EXERCISE DIRECTIONS: Take the lines beginning with the one that contains "Recreate this image" and ending with the one that contains "import React from 'react';", and set them down exactly. Omit all pictures.

RECORD LIST:
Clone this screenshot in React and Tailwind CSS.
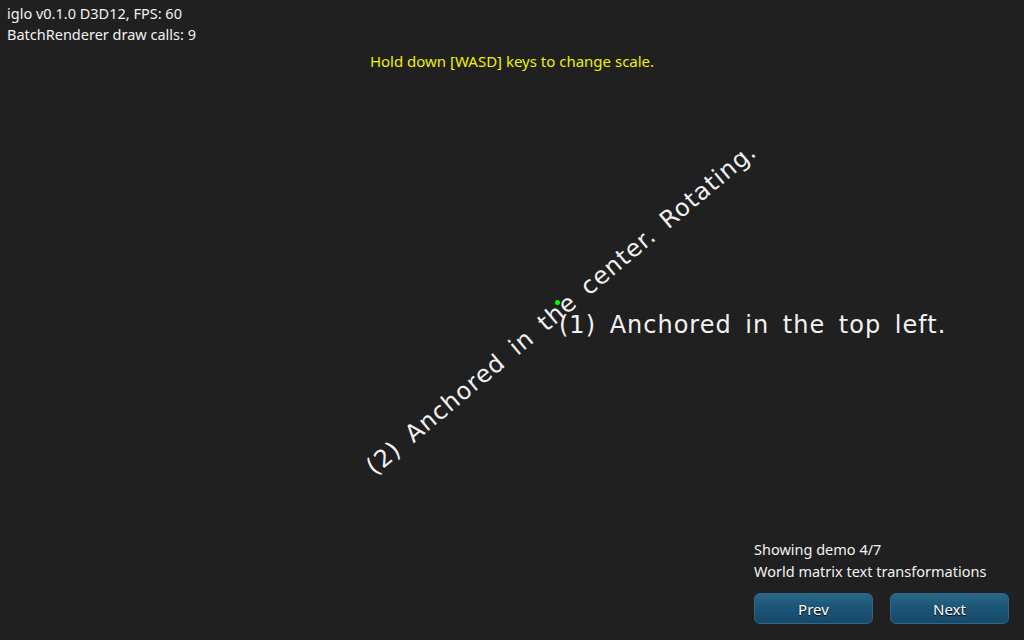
export default function App() {
  return (
    <div className="relative w-[1024px] h-[640px] overflow-hidden bg-[#202020] text-[#f2f2f2] flex flex-col" style={{ fontFamily: '"Noto Sans", "Open Sans", sans-serif' }}>
      {/* HUD oben links */}
      <div className="pl-[7px] pt-[3px] text-[14.5px] leading-[21px]">
        <div>iglo v0.1.0 D3D12, FPS: 60</div>
        <div>BatchRenderer draw calls: 9</div>
      </div>

      <div className="mt-[6px] text-center text-[15px] leading-[21px] text-[#f0f000]">
        Hold down [WASD] keys to change scale.
      </div>

      {/* Canvas-Texte */}
      <div
        className="absolute left-[559px] top-[311px] whitespace-nowrap text-[24px] leading-[28px] tracking-[1px] [word-spacing:5px]"
        style={{ fontFamily: '"DejaVu Sans", sans-serif' }}
      >
        (1) Anchored in the top left.
      </div>
      <div className="absolute left-[561px] top-[309px] w-0 h-0 flex items-center justify-center">
        <div
          className="whitespace-nowrap text-[24px] leading-[28px] tracking-[1px] [word-spacing:5px] -rotate-[40deg]"
          style={{ fontFamily: '"DejaVu Sans", sans-serif' }}
        >
          (2) Anchored in the center. Rotating.
        </div>
      </div>
      <div className="absolute left-[555px] top-[300px] w-[5px] h-[5px] rounded-full bg-[#00ff00]" />

      <div className="flex-1" />

      {/* Demo-Auswahl unten rechts */}
      <div className="self-end mr-[15px] mb-[16px] w-[255px] text-[14.5px] leading-[22px]">
        <div>Showing demo 4/7</div>
        <div>World matrix text transformations</div>
        <div className="mt-[11px] flex gap-[17px]">
          <button className="w-[119px] h-[31px] rounded-[6px] border border-[#2e6684] bg-gradient-to-b from-[#2a6788] via-[#1b5475] to-[#17496a] text-[15px] text-white [text-shadow:0_1px_1px_#000]">
            Prev
          </button>
          <button className="w-[119px] h-[31px] rounded-[6px] border border-[#2e6684] bg-gradient-to-b from-[#2a6788] via-[#1b5475] to-[#17496a] text-[15px] text-white [text-shadow:0_1px_1px_#000]">
            Next
          </button>
        </div>
      </div>
    </div>
  );
}
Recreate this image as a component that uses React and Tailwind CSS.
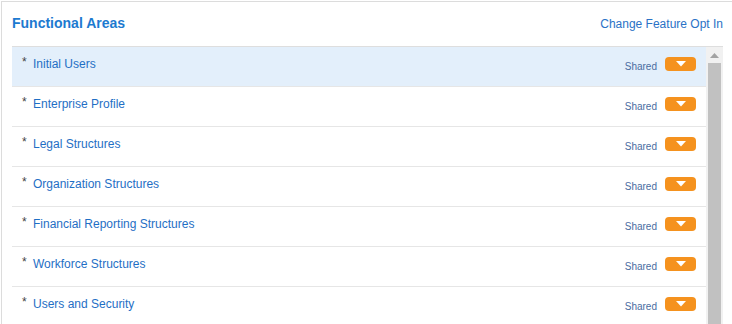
import React from 'react';

const areas = [
  'Initial Users',
  'Enterprise Profile',
  'Legal Structures',
  'Organization Structures',
  'Financial Reporting Structures',
  'Workforce Structures',
  'Users and Security',
];

const AreaRow = ({ name, selected }) => (
  <div className={`h-[40px] border-b border-[#e6e6e6] flex items-start pl-[10px] pr-[10px] ${selected ? 'bg-[#e3effb]' : 'bg-white'}`}>
    <div className="flex items-start pt-[8px] flex-1">
      <span className="text-[12px] leading-[14px] text-[#444] w-[11px]">*</span>
      <a href="#" className="text-[12px] leading-[16px] text-[#1f6fc5] pt-[1px]">{name}</a>
    </div>
    <div className="flex items-start gap-[8px] pt-[10px]">
      <span className="text-[10px] leading-[14px] text-[#4a6c9f] pt-[3px]">Shared</span>
      <button type="button" className="w-[31px] h-[14px] rounded-[4px] bg-[#f5921e] flex items-center justify-center">
        <svg width="10" height="6" viewBox="0 0 10 6">
          <path d="M0 0 L10 0 L5 5.5 Z" fill="#ffffff" />
        </svg>
      </button>
    </div>
  </div>
);

export default function App() {
  return (
    <div className="w-[732px] h-[324px] overflow-hidden bg-white pl-px pt-px" style={{ fontFamily: '"Liberation Sans", Arial, sans-serif' }}>
      <div className="h-full border-l border-t border-[#dcdcdc] pl-[10px] pr-[9px]">
        <header className="h-[44px] pt-[12px] flex items-baseline justify-between">
          <h2 className="text-[14px] leading-[18px] font-bold text-[#1d7ad0]">Functional Areas</h2>
          <a href="#" className="text-[12px] leading-[16px] text-[#2a72c6]">Change Feature Opt In</a>
        </header>

        <div className="h-[278px] border-t border-[#dedede] flex">
          <div className="flex-1">
            {areas.map((a, i) => (
              <AreaRow key={a} name={a} selected={i === 0} />
            ))}
          </div>
          <div className="w-[17px] bg-[#f1f1f1] flex flex-col items-center pt-[6px]">
            <svg width="9" height="5" viewBox="0 0 9 5">
              <path d="M4.5 0 L9 5 L0 5 Z" fill="#a3a3a3" />
            </svg>
            <div className="w-[13px] flex-1 bg-[#c1c1c1] mt-[5px]" />
          </div>
        </div>
      </div>
    </div>
  );
}
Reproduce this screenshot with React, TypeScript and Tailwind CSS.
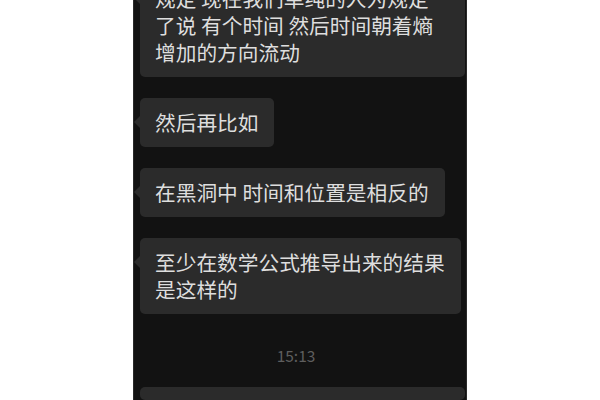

FINAL RESULT:
Recreate this image as a component that uses React and Tailwind CSS.
import React from 'react';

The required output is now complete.